A year of foundation training could replace the pharmacist preregistration year across the UK from summer 2021, Health Education England (HEE) and NHS England have suggested.
An interim foundation training programme will be introduced in England from September 2020 to provide extra support for provisionally registered pharmacists, who will begin working without having passed the registration assessment that was cancelled because of the COVID-19 pandemic.
A letter from Alan Ryan, director of national transformational programmes at HEE, and Richard Catell, deputy chief pharmaceutical officer for NHS England and Improvement, sent on 23 July 2020, says the interim foundation programme will aim to support provisionally registered pharmacists’ “transition to full GPhC registration and beyond”, and develop pharmacists’ “ability to achieve high quality outcomes for patients and improve patient safety”.
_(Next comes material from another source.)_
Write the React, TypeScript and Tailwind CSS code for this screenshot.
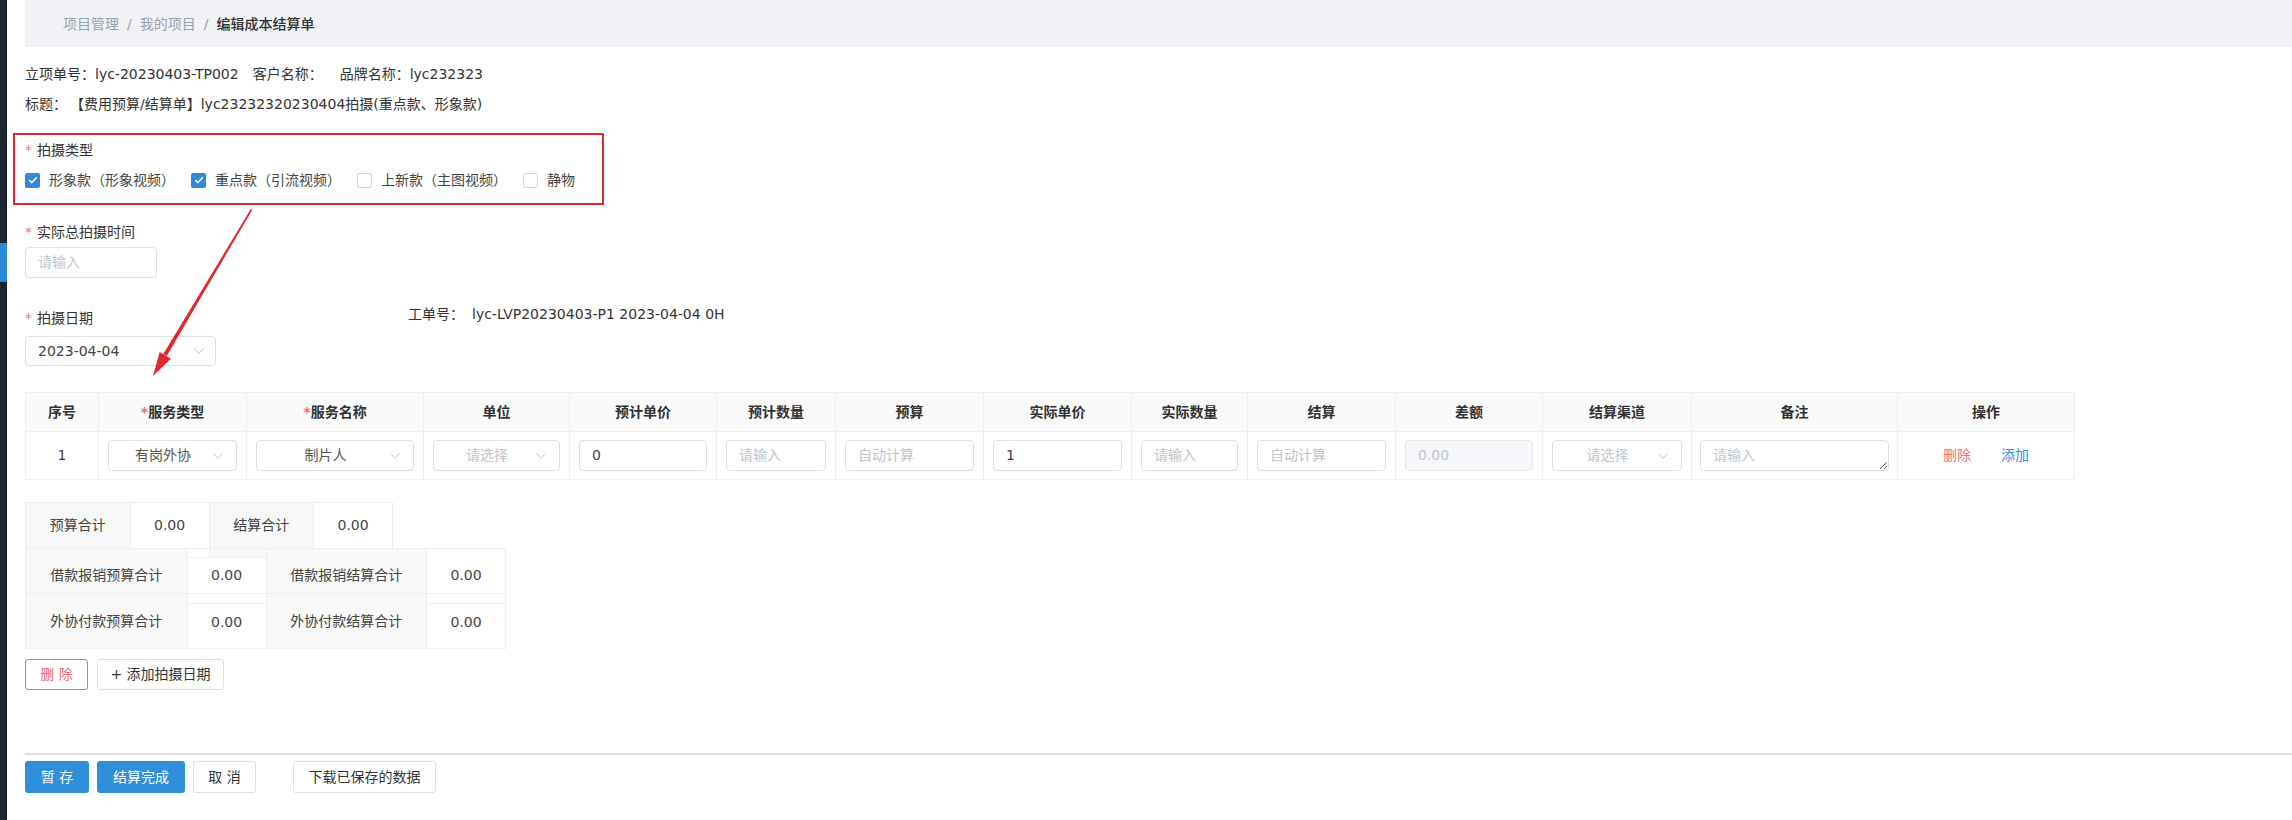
import React from "react";

const cols =
  "grid grid-cols-[73px_148px_177px_146px_147px_119px_148px_148px_116px_148px_147px_149px_206px_177px]";

const headers = [
  { t: "序号" },
  { t: "服务类型", req: true },
  { t: "服务名称", req: true },
  { t: "单位" },
  { t: "预计单价" },
  { t: "预计数量" },
  { t: "预算" },
  { t: "实际单价" },
  { t: "实际数量" },
  { t: "结算" },
  { t: "差额" },
  { t: "结算渠道" },
  { t: "备注" },
  { t: "操作" },
];

function Chevron() {
  return (
    <svg width="10" height="6" viewBox="0 0 10 6" className="ml-[6px] shrink-0">
      <polyline points="0.5,0.5 5,5.5 9.5,0.5" fill="none" stroke="#c0c4cc" strokeWidth="1" />
    </svg>
  );
}

function Select({ value, placeholder = "请选择" }: { value?: string; placeholder?: string }) {
  return (
    <div className="flex h-[31px] w-full items-center rounded-[4px] border border-[#dcdfe6] bg-white pl-[10px] pr-[13px]">
      <span className={"flex-1 text-center " + (value ? "text-[#555]" : "text-[#c0c4cc]")}>
        {value || placeholder}
      </span>
      <Chevron />
    </div>
  );
}

function Input({ value, placeholder = "请输入", disabled }: { value?: string; placeholder?: string; disabled?: boolean }) {
  return (
    <div
      className={
        "flex h-[31px] w-full items-center rounded-[4px] border px-[12px] " +
        (disabled ? "border-[#e4e7ed] bg-[#f5f7fa] text-[#c0c4cc]" : "border-[#dcdfe6] bg-white")
      }
    >
      <span className={value && !disabled ? "text-[#444]" : "text-[#c0c4cc]"}>{value || placeholder}</span>
    </div>
  );
}

function Check({ on, label }: { on?: boolean; label: string }) {
  return (
    <div className="flex items-center">
      {on ? (
        <span className="flex h-[15px] w-[15px] items-center justify-center rounded-[2px] bg-[#2f89dc]">
          <svg width="10" height="8" viewBox="0 0 10 8">
            <polyline points="1.2,4 3.8,6.5 8.8,1.2" fill="none" stroke="#fff" strokeWidth="1.6" />
          </svg>
        </span>
      ) : (
        <span className="h-[15px] w-[15px] rounded-[2px] border border-[#d4d7de] bg-white" />
      )}
      <span className="ml-[9px] text-[#444]">{label}</span>
    </div>
  );
}

function Label({ text }: { text: string }) {
  return (
    <div className="flex h-[20px] items-center leading-[20px]">
      <span className="mr-[5px] text-[#f56c6c]">*</span>
      <span className="text-[#333]">{text}</span>
    </div>
  );
}

export default function App() {
  return (
    <div className="relative flex h-[820px] w-[2292px] overflow-hidden bg-white font-['DejaVu_Sans','Noto_Sans_CJK_SC',sans-serif] text-[14px] text-[#333]">
      <aside className="flex w-[7px] shrink-0 flex-col bg-[#1c2830]">
        <div className="mt-[243px] h-[39px] bg-[#2b88d6]" />
      </aside>

      <main className="flex-1 pl-[18px]">
        <div className="flex h-[47px] items-center bg-[#f0f2f5] pl-[38px] leading-[20px]">
          <span className="text-[#97a1ae]">项目管理</span>
          <span className="mx-[8px] text-[#97a1ae]">/</span>
          <span className="text-[#97a1ae]">我的项目</span>
          <span className="mx-[8px] text-[#97a1ae]">/</span>
          <span className="font-medium text-[#303133]">编辑成本结算单</span>
        </div>

        <div className="mt-[17px] flex h-[20px] items-center text-[#333]">
          <span className="mr-[14px]">立项单号：lyc-20230403-TP002</span>
          <span className="mr-[17px]">客户名称：</span>
          <span>品牌名称：lyc232323</span>
        </div>
        <div className="mt-[10px] flex h-[20px] items-center text-[#333]">
          <span>标题：</span>
          <span className="ml-[3px]">【费用预算/结算单】lyc23232320230404拍摄(重点款、形象款)</span>
        </div>

        <div className="mt-[26px]">
          <Label text="拍摄类型" />
          <div className="mt-[10px] flex h-[20px] items-center gap-[16px]">
            <Check on label="形象款（形象视频）" />
            <Check on label="重点款（引流视频）" />
            <Check label="上新款（主图视频）" />
            <Check label="静物" />
          </div>
        </div>

        <div className="mt-[32px]">
          <Label text="实际总拍摄时间" />
          <div className="mt-[5px] w-[132px]">
            <Input />
          </div>
        </div>

        <div className="mt-[30px] flex items-start">
          <div className="w-[383px]">
            <Label text="拍摄日期" />
            <div className="mt-[8px] flex h-[30px] w-[191px] items-center rounded-[4px] border border-[#dcdfe6] pl-[12px] pr-[11px]">
              <span className="flex-1 text-[#444]">2023-04-04</span>
              <Chevron />
            </div>
          </div>
          <div className="-mt-[4px] flex h-[20px] items-center text-[#333]">
            <span className="w-[64px]">工单号：</span>
            <span>lyc-LVP20230403-P1 2023-04-04 0H</span>
          </div>
        </div>

        <div className="mt-[26px] w-[2050px] border-l border-t border-[#ebeef5]">
          <div className={cols + " h-[39px] bg-[#fafafa]"}>
            {headers.map((h) => (
              <div
                key={h.t}
                className="flex items-center justify-center border-b border-r border-[#ebeef5] font-semibold text-[#303133]"
              >
                {h.req && <span className="text-[#f56c6c]">*</span>}
                {h.t}
              </div>
            ))}
          </div>
          <div className={cols + " h-[48px]"}>
            <div className="flex items-center justify-center border-b border-r border-[#ebeef5] text-[#444]">1</div>
            <div className="flex items-center border-b border-r border-[#ebeef5] px-[9px]">
              <Select value="有岗外协" />
            </div>
            <div className="flex items-center border-b border-r border-[#ebeef5] px-[9px]">
              <Select value="制片人" />
            </div>
            <div className="flex items-center border-b border-r border-[#ebeef5] px-[9px]">
              <Select />
            </div>
            <div className="flex items-center border-b border-r border-[#ebeef5] px-[9px]">
              <Input value="0" />
            </div>
            <div className="flex items-center border-b border-r border-[#ebeef5] px-[9px]">
              <Input />
            </div>
            <div className="flex items-center border-b border-r border-[#ebeef5] px-[9px]">
              <Input placeholder="自动计算" />
            </div>
            <div className="flex items-center border-b border-r border-[#ebeef5] px-[9px]">
              <Input value="1" />
            </div>
            <div className="flex items-center border-b border-r border-[#ebeef5] px-[9px]">
              <Input />
            </div>
            <div className="flex items-center border-b border-r border-[#ebeef5] px-[9px]">
              <Input placeholder="自动计算" />
            </div>
            <div className="flex items-center border-b border-r border-[#ebeef5] px-[9px]">
              <Input placeholder="0.00" disabled />
            </div>
            <div className="flex items-center border-b border-r border-[#ebeef5] px-[9px]">
              <Select />
            </div>
            <div className="flex items-center border-b border-r border-[#ebeef5] px-[8px]">
              <textarea
                placeholder="请输入"
                className="block h-[31px] w-full resize-y rounded-[4px] border border-[#dcdfe6] px-[12px] py-[4px] text-[14px] leading-[21px] text-[#606266] placeholder:text-[#c0c4cc] focus:outline-none"
              />
            </div>
            <div className="flex items-center justify-center gap-[30px] border-b border-r border-[#ebeef5]">
              <span className="text-[#f56c6c]">删除</span>
              <span className="text-[#3a8ee6]">添加</span>
            </div>
          </div>
        </div>

        <div className="mt-[22px] flex w-[368px] border-l border-t border-[#ebeef5] text-[#444]">
          <div className="flex h-[45px] w-[105px] items-center justify-center border-r border-[#ebeef5] bg-[#f8f8f9]">预算合计</div>
          <div className="flex h-[45px] w-[79px] items-center justify-center border-r border-[#ebeef5]">0.00</div>
          <div className="flex h-[45px] w-[105px] items-center justify-center border-r border-[#ebeef5] bg-[#f8f8f9]">结算合计</div>
          <div className="flex h-[45px] w-[79px] items-center justify-center border-r border-[#ebeef5]">0.00</div>
        </div>
        <div className="w-[481px] border-l border-t border-[#ebeef5] text-[#444]">
          <div className="flex h-[45px]">
            <div className="flex w-[162px] items-center justify-center border-b border-r border-[#ebeef5] bg-[#f8f8f9] pt-[9px]">
              借款报销预算合计
            </div>
            <div className="flex w-[79px] flex-col border-b border-r border-[#ebeef5]">
              <div className="flex h-[9px] border-b border-[#ebeef5]">
                <div className="w-[22px] border-r border-[#ebeef5]" />
                <div className="flex-1 bg-[#f8f8f9]" />
              </div>
              <div className="flex flex-1 items-center justify-center">0.00</div>
            </div>
            <div className="flex w-[161px] items-center justify-center border-b border-r border-[#ebeef5] bg-[#f8f8f9] pt-[9px]">
              借款报销结算合计
            </div>
            <div className="flex w-[79px] items-center justify-center border-b border-r border-[#ebeef5] pt-[9px]">0.00</div>
          </div>
          <div className="flex h-[55px]">
            <div className="flex w-[162px] items-center justify-center border-b border-r border-[#ebeef5] bg-[#f8f8f9]">
              外协付款预算合计
            </div>
            <div className="flex w-[79px] flex-col border-b border-r border-[#ebeef5]">
              <div className="h-[10px] border-b border-[#ebeef5]" />
              <div className="flex flex-1 items-center justify-center pb-[8px]">0.00</div>
            </div>
            <div className="flex w-[161px] items-center justify-center border-b border-r border-[#ebeef5] bg-[#f8f8f9]">
              外协付款结算合计
            </div>
            <div className="flex w-[79px] flex-col border-b border-r border-[#ebeef5]">
              <div className="h-[10px] border-b border-[#ebeef5]" />
              <div className="flex flex-1 items-center justify-center pb-[8px]">0.00</div>
            </div>
          </div>
        </div>

        <div className="mt-[10px] flex gap-[9px]">
          <button className="h-[31px] w-[63px] rounded-[3px] border border-[#f56c6c] bg-white text-[#f56c6c]">删 除</button>
          <button className="h-[31px] w-[127px] rounded-[3px] border border-[#dcdfe6] bg-white text-[#333]">+ 添加拍摄日期</button>
        </div>

        <div className="mt-[63px] h-[2px] bg-[#dedede]" />

        <div className="mt-[6px] flex">
          <button className="h-[32px] w-[64px] rounded-[3px] bg-[#2f8fd9] text-white">暂 存</button>
          <button className="ml-[8px] h-[32px] w-[88px] rounded-[3px] bg-[#2f8fd9] text-white">结算完成</button>
          <button className="ml-[8px] h-[32px] w-[63px] rounded-[3px] border border-[#dcdfe6] bg-white text-[#333]">取 消</button>
          <button className="ml-[37px] h-[32px] w-[143px] rounded-[3px] border border-[#dcdfe6] bg-white text-[#333]">下载已保存的数据</button>
        </div>
      </main>

      {/* annotation overlay */}
      <div className="pointer-events-none absolute left-[13px] top-[133px] h-[72px] w-[591px] border-2 border-[#e3262a]" />
      <svg className="pointer-events-none absolute left-0 top-0" width="2292" height="820">
        <polygon points="252.2,209.9 250.8,209.1 163.3,354 166.7,356" fill="#e3262a" />
        <polygon points="153,376 170.9,358.7 165.3,355.4 159.7,352.1" fill="#e3262a" />
      </svg>
    </div>
  );
}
It will apply to all provisionally registered pharmacists providing NHS-funded care and services in England.
The letter continues: “The next phase of pharmacist education and reform, subject to further consideration by a broad range of stakeholders, and led by the General Pharmaceutical Council (GPhC), is to replace the current preregistration year with a one-year foundation programme.
“The programme will form the fifth year of a continuum of pharmacist initial education and training. The aim is to commence this approach from the summer of 2021.”
The letter describes the timetable as “demanding”.
It adds that the proposals are supported by the UK chief pharmaceutical officers’ group “with the proviso that implementation would need to take account of each country’s circumstances and subject to appropriate consultation”.
NHS England’s ‘Interim NHS people plan’, published in June 2019, announced that HEE and NHS England would “explore development” of a foundation programme by March 2020.
It is unclear how proposals to replace the current preregistration year with a foundation year would fit with GPhC plans for an overhaul of the MPharm degree.
In January 2019, the regulator introduced proposals to integrate workplace learning into the MPharm, including suggestions that non-academic learning could be spread throughout a five-year degree.
Mark Voce, director of education and standards for the GPhC, said: “We have reconvened a working group to inform the final set of revised initial education and training standards for pharmacists and to drive implementation of the standards.
“Once the standards are finalised, there will be a phased approach to implementation. The reforms will start in July 2021 for those beginning their fifth year of education and training as the current preregistration year develops into a foundation period.”
The letter from HEE and NHS England says more details on the foundation training programmes will be provided “shortly”.